Why Having an Investment Plan is Important

What is Investment Planning?

Investment planning is a critical part of the financial planning process, where one identifies specific financial plans and puts together a strategy for achieving them. Investments are chosen based on your investment risk tolerance and time horizon. There are various investment options in the form of cash, bonds, securities, annuities, and even real estate. Based on the funds available, one can utilize these financial tools to reach their desired investment goals and objectives. In other words, an investment plan can help you create a strategy that can increase your assets and help secure your future and that of your loved ones.

The Importance of Investment Planning

‍Investment planning is about ensuring your future and to do that, you need to know where your current financial situation stands. By evaluating your current financial situation, you will get an idea of what you have to kick-start your investment plan. This can also help you structure your income and expenses to make room for investment capital. This step can give you a clear picture of where you are financially, as well as help you identify your desired financial lifestyle in retirement planning.

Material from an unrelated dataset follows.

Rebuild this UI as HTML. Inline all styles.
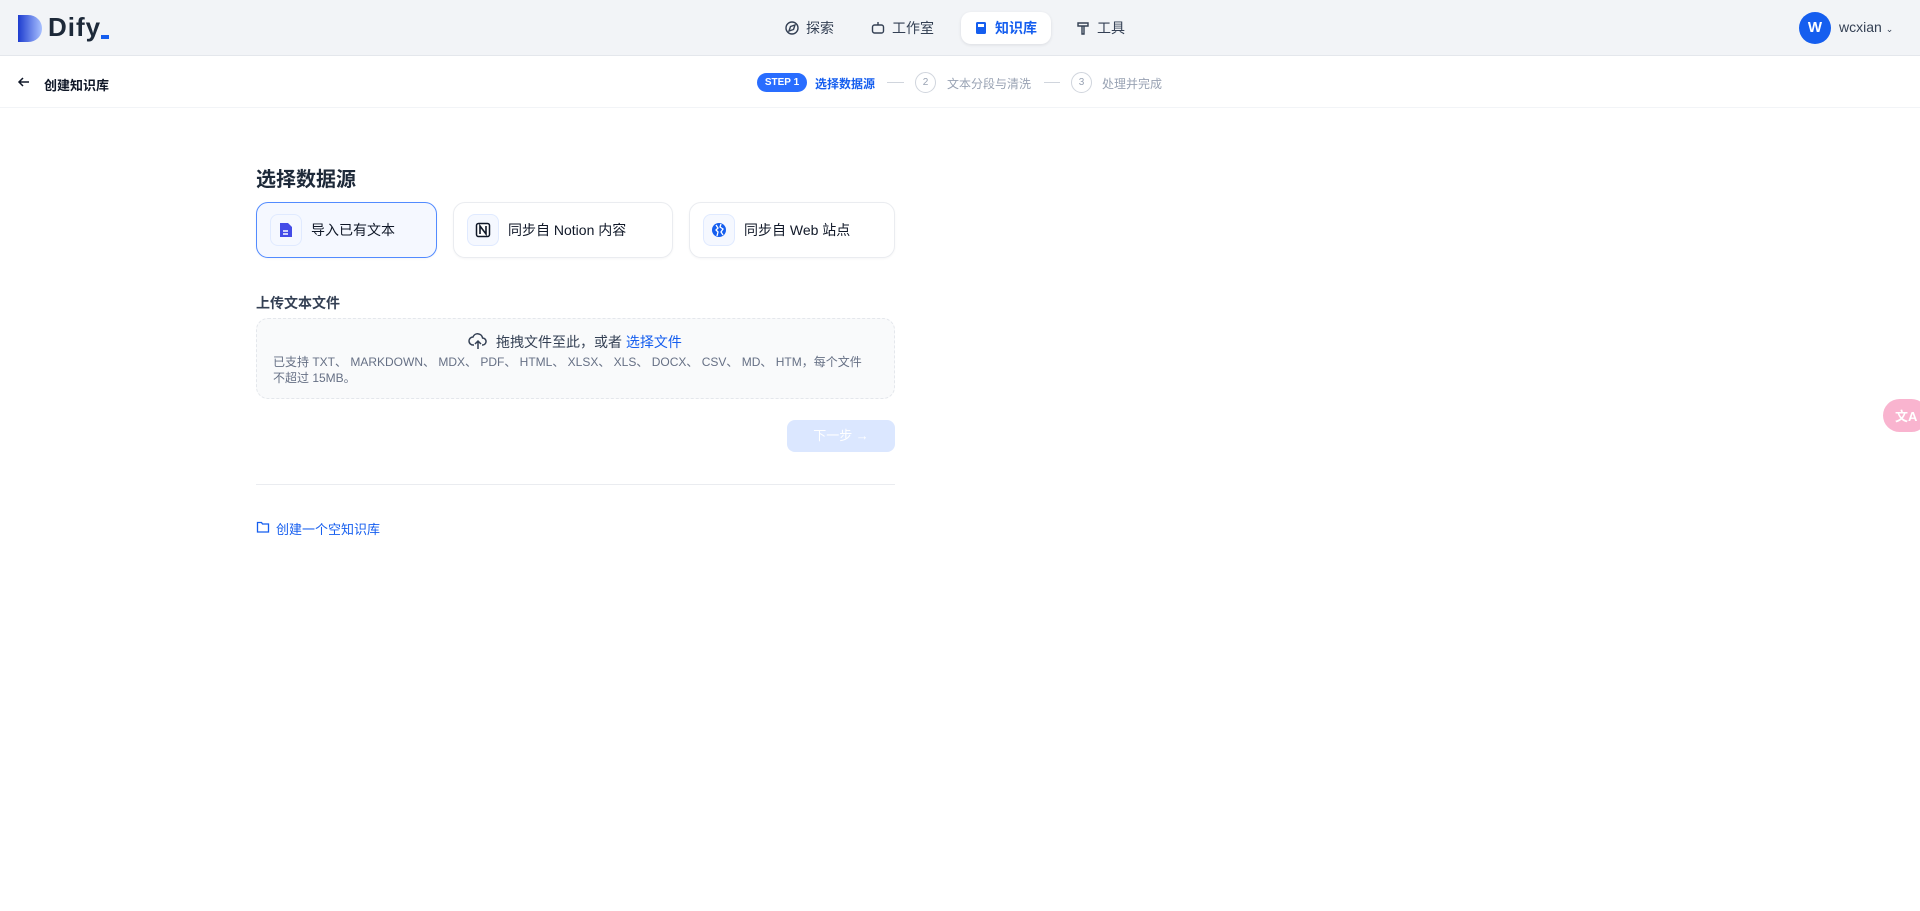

Identifying your financial goals and objectives is important because it will help determine how you should structure your investments as it relates to your portfolio. After assessing your current financial situation, set a financial target for yourself in the short term as well as the long term. This can enable you to identify the best financial strategy to adopt that may grow your assets to meet your financial target. When outlining your financial goals, some things to consider include your post-retirement lifestyles, real estate goals, streams of income, and whether you want to create generational wealth for your loved ones.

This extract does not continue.